Le thème retenu pour les discussions de ce XXe sommet était celui de la sécurité en Afrique : un thème maintes fois abordé au cours des précédents sommets, mais qui reste aujourd’hui aussi prioritaire que préoccupant quand on constate que pas loin de la moitié des pays africains sont confrontés et impliqués directement ou indirectement dans des conflits ou des crises de différentes natures. Les débats des séances à huis clos avaient été organisés sur plusieurs grands thèmes. Le premier était celui de la gestion des conflits et du maintien de la paix, commencé par un exposé général du président togolais Gnassingbé Eyadéma (1) insistant sur l’importance de la mise en place de modules de force en attente à partir desquels pourront être constituées des forces africaines de maintien de la paix, et sur les succès obtenus récemment dans la gestion des conflits par la Communauté économique des États d’Afrique de l’Ouest (Cédéao) et de sa force d’intervention Ecomog.
Un second exposé sur le même thème a été présenté par le Nigerian Okhai Akhigbe, vice-président et chef d’état-major des armées, plus axé sur l’expérience de l’Ecomog et sur les décisions récentes de la Cédéao d’instaurer un mécanisme permanent de gestion des conflits. Le président du Mozambique, Joachim Chissano, a présenté la problématique de la reconstruction des pays ravagés par la guerre.

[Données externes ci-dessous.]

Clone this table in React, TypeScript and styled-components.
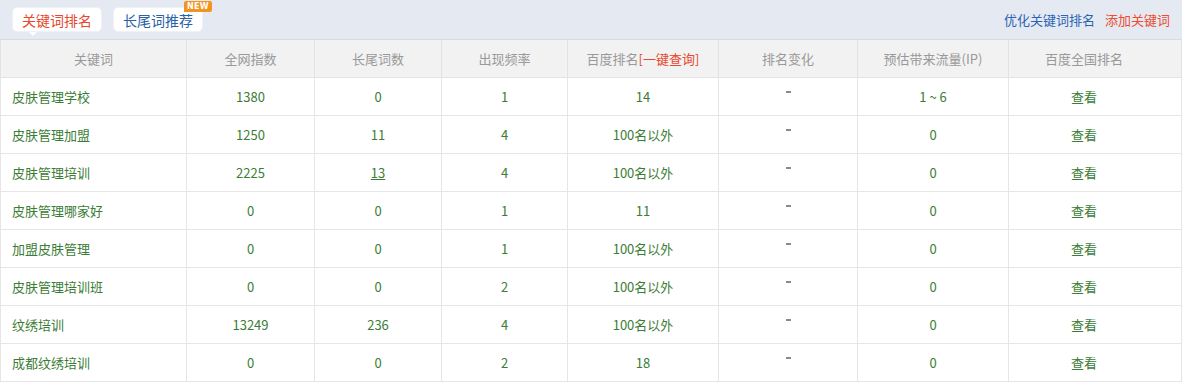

De son côté, le président du Mali, Alpha Konaré, est intervenu sur le thème du trafic des armes légères en Afrique et de ses conséquences sur le maintien de la paix. « Environ 100 à 200 millions de ces armes sont en circulation dans le monde hors du contrôle des États, a-t-il expliqué. Environ 50 millions seraient en Afrique, dont 8 à 10 millions en Afrique de l’Ouest ». Ce trafic apparaît comme un élément majeur de la prolifération des conflits africains. « La multiplication des centres de pouvoir armés par la création d’organisations privées de sécurité, de milices de partis politiques, d’organisations armées à base ethnique, clanique ou autres, a expliqué Alpha Konaré, constitue un défi au pouvoir des États. On a vu à certaines occasions les forces de sécurité de l’État faire face à des groupes organisés mieux armés. Dans ces conditions, au lieu du règne de l’État de droit, les pays vivent une situation permanente d’État de jungle où la seule force demeure celle des armes ». Évalué à quelque 8 milliards de francs par an, soit un tiers du total des ventes d’armes internationales, ce trafic implique souvent les anciens pays membres du pacte de Varsovie et la Chine, et le plus souvent est dirigé vers les pays du Sud en conflit dont les belligérants ne peuvent s’approvisionner librement par des filières officielles. Il paraît aujourd’hui particulièrement difficile à maîtriser, malgré les initiatives engagées par les Nations unies ou dans la sous-région.
Les débats de fond entre chefs d’État sur les questions de sécurité ont largement confirmé les tendances récentes en faveur du développement des capacités africaines de maintien de la paix et la nécessité, pour que les Africains puissent réussir à prendre mieux en charge leur sécurité, d’un appui extérieur important de la communauté internationale et des Nations unies. Si la nouvelle architecture de sécurité de l’Afrique pour les prochaines décennies commence à se dessiner plus clairement, la réalité actuelle des conflits qui déchirent le continent reste encore difficile à maîtriser. Le conflit en République démocratique du Congo, qui a occupé une bonne partie des énergies des participants à ce XXe sommet Afrique-France, en est une parfaite illustration. Les discussions franches, parfois brutales, entre les chefs d’État directement impliqués dans ce conflit, et pour la plupart présents à Paris, ont été appréciées par tous et ont donné un relief incontestable à cette rencontre. Elles ont aussi permis de dégager un cadre acceptable pour une solution politique. Toutefois, elles n’ont pas suffi pour imposer un accord et rendre crédible son application. ♦
(1) Voir en tête de ce numéro l’article du président Eyadéma : « La force d’interposition africaine ».